Ce même usage entre dans le français européen beaucoup plus tard, peut-être vers le début du 21e siècle. Il ne semble poser aucun problème. Un mot existant s’est enrichi d’un nouveau sens.

Bon usage québécois et bon usage européen, quel rapport de force?

Si rien n’empêche le bon usage québécois et le bon usage français d’exister dans des lieux distincts, la réalité est un peu plus complexe. Le prestige, la notoriété et l’autorité des ouvrages de référence français et surtout les échanges de tout ordre entre les deux pays, y compris une importante immigration française au Québec, font que l’influence du bon usage européen se fait inévitablement sentir au Québec.

Deux petits exemples.
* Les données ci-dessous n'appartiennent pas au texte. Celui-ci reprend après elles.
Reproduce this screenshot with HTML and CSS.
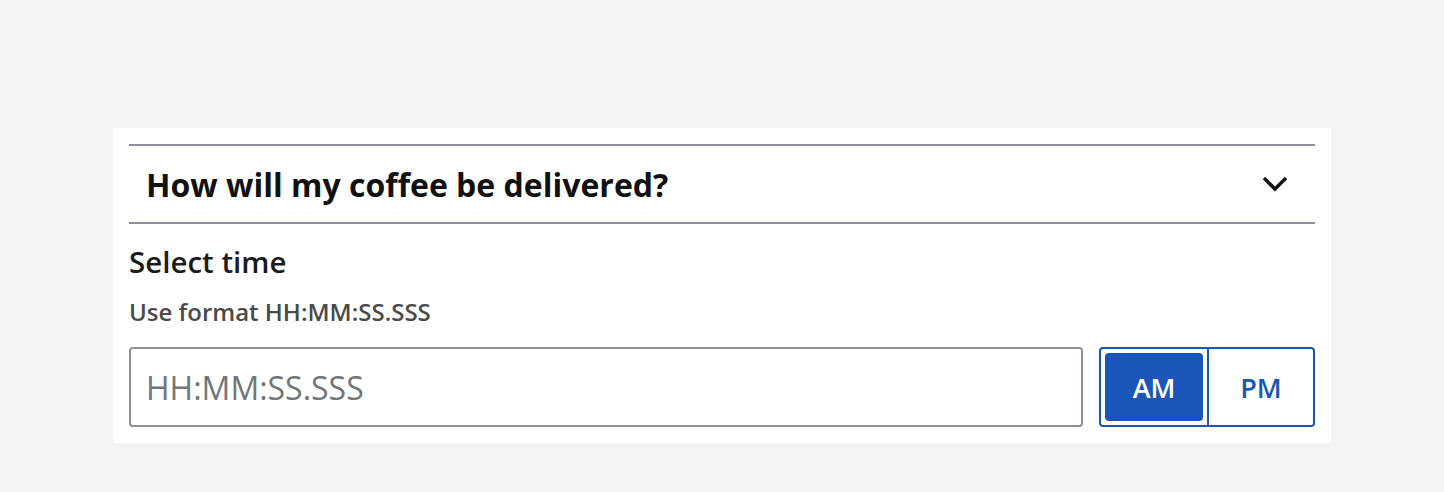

Dans le propre journal où travaille Madame Côté, on pouvait lire le 21 octobre 2021 un article au sous-titre suivant:

La vice-présidente américaine Kamala Harris a reçu samedi sa dose de rappel du vaccin anti-COVID-19 de Moderna, encourageant la population éligible à faire de même. 

De même on lit sur le site web de l’Université de Montréal dans la page consacrée aux bourses d’exemption UdeM pour étudiants internationaux:

Tous les dossiers des candidat(e)s éligibles à la Bourse d’exemption UdeM seront évalués lors de la demande d’admission. 

L’anglicisme, enrichissement ou contamination?

Il est quand même remarquable de constater qu’après tant de condamnations on arrive exactement au point de départ. Toutes ces dénonciations n’ont servi à rien.

Que cet usage récent d’éligible vient de l’anglais, personne ne le nie. Mais alors, si les Anglais l’avaient emprunté le mot au 14e siècle, ce n’est peut-être qu’un juste retour des choses après cinq siècles.

 Alors que pour les grammairiens québécois il y a forcément contamination, pour les Français c’est le contraire: le mot éligible existant s’est enrichi d’un nouveau sens et on n’en parle plus.

Toute cette histoire est un autre exemple de ce cul de sac dans lequel aboutit si souvent la chasse aux anglicismes au Québec.